Mintek's emphasis was directed more towards the metallurgical aspects of mining and ways of making the mineral extraction process more economically efficient as well as enhancing the value of the resource through increased commodity beneficiation.
One of the comments made by the review pointed out that Mintek was seen to have too many levels of seniority. Dr. Edwards said that efforts have already been made to rectify this situation and the management structure of the company had become considerably flatter, with more responsibility being handed to employers. Mintek was also making an increased effort to provide academic assistance for employees through in-house training and for matrics in the form of study bursaries to suitable candidates.
Dr. Edwards commented on the problems with the coal research, or the lack thereof, in this country even though the fuel was the largest foreign exchange earner. He said that there were only four people known to be carrying out research in this area in South Africa. Mintek was also playing an increasing role in the field of environmental management, including treatment of slag and fine dust, and water purification.
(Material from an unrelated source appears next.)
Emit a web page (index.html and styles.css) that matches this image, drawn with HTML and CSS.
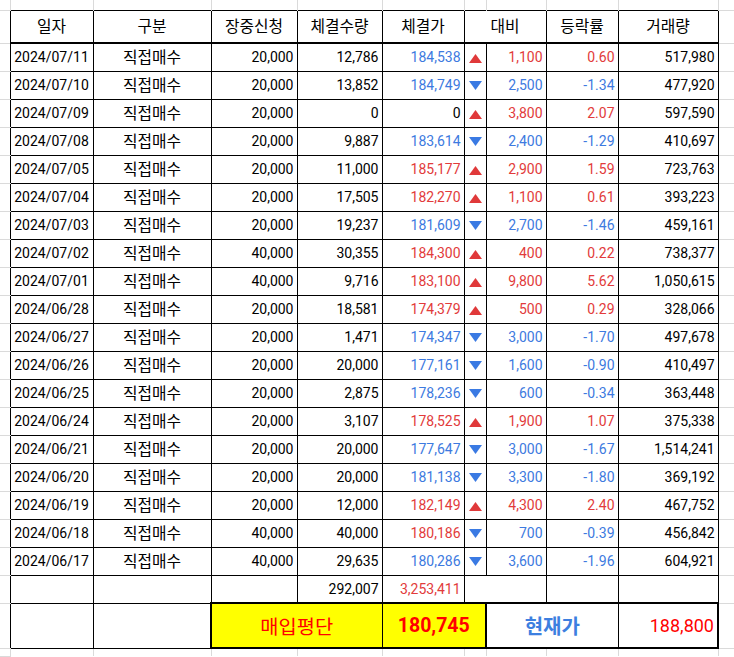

A number of bilateral agreements have already been made between Mintek and other organisations to promote cooperation in this field.
Mintek was also assisting mining development in provinces with previously unutilised resources, such as the Western Cape and KwaZulu-Natal. The Western Cape mining industry was now worth R2 billion and employs 8000 people specifically in the Namaqua Sands mining and in the Saldanha Steel Mill. In KwaZulu-Natal a titanium slag plant has been established as well as a chrome mine. Alusaf was also cooperating with Mozambique in the development of an aluminium smelter in the region. All in all the mining industry in this country earns R99 billion which accounts for approximately 40% of the country's GDP with 2/3 of our foreign exchange earnings coming from the mining industry. About 800 000 people, Dr. Edwards said, were employed in this industry. With an average family size of 6 and a ratio of 3:1 peripherals for each family member, this accounted for a source of income for 15 million people in South Africa.
Council for Geoscience:
Dr. Frick outlined the 1995 review and pointed out both the important economic and social role the Council for Geoscience maintains. He also said that an understanding of South Africa's geology is important for the socio-economic well being of all South Africans. The Council for Geoscience achieves a strong leadership through managerial continuity. One of the main challenges facing the Council for Geoscience was the transformation from a civil service organisation serving the needs of various government departments to a leading research council providing South Africa and the world with quality knowledge and products while maintaining a high profitability. As a result of this new approach, the Council for Geoscience now enters into paid contracts with partners.
The Council for Geoscience was also urged to strengthen ties with tertiary institutions and the relevant geology departments in South Africa and abroad. The Council for Geoscience has also embarked on a new planning process of efficient resource allocation and commercialization. A revision of contracts between the Council for Geoscience and government departments has also been implemented. International partnerships are also being established to provide resources and markets for the services of the Council of Geoscience.
Dr. Frick also explained how the Council for Geoscience continues to improve the management structure to make them more efficient and equitable, while providing a challenging and caring work environment for all employees. He envisages a multi-disciplinary organisation with strong local and international links striving to provide a world-class service. A human resource management audit was also conducted recently.
The A.E.C. presentation has not been minuted.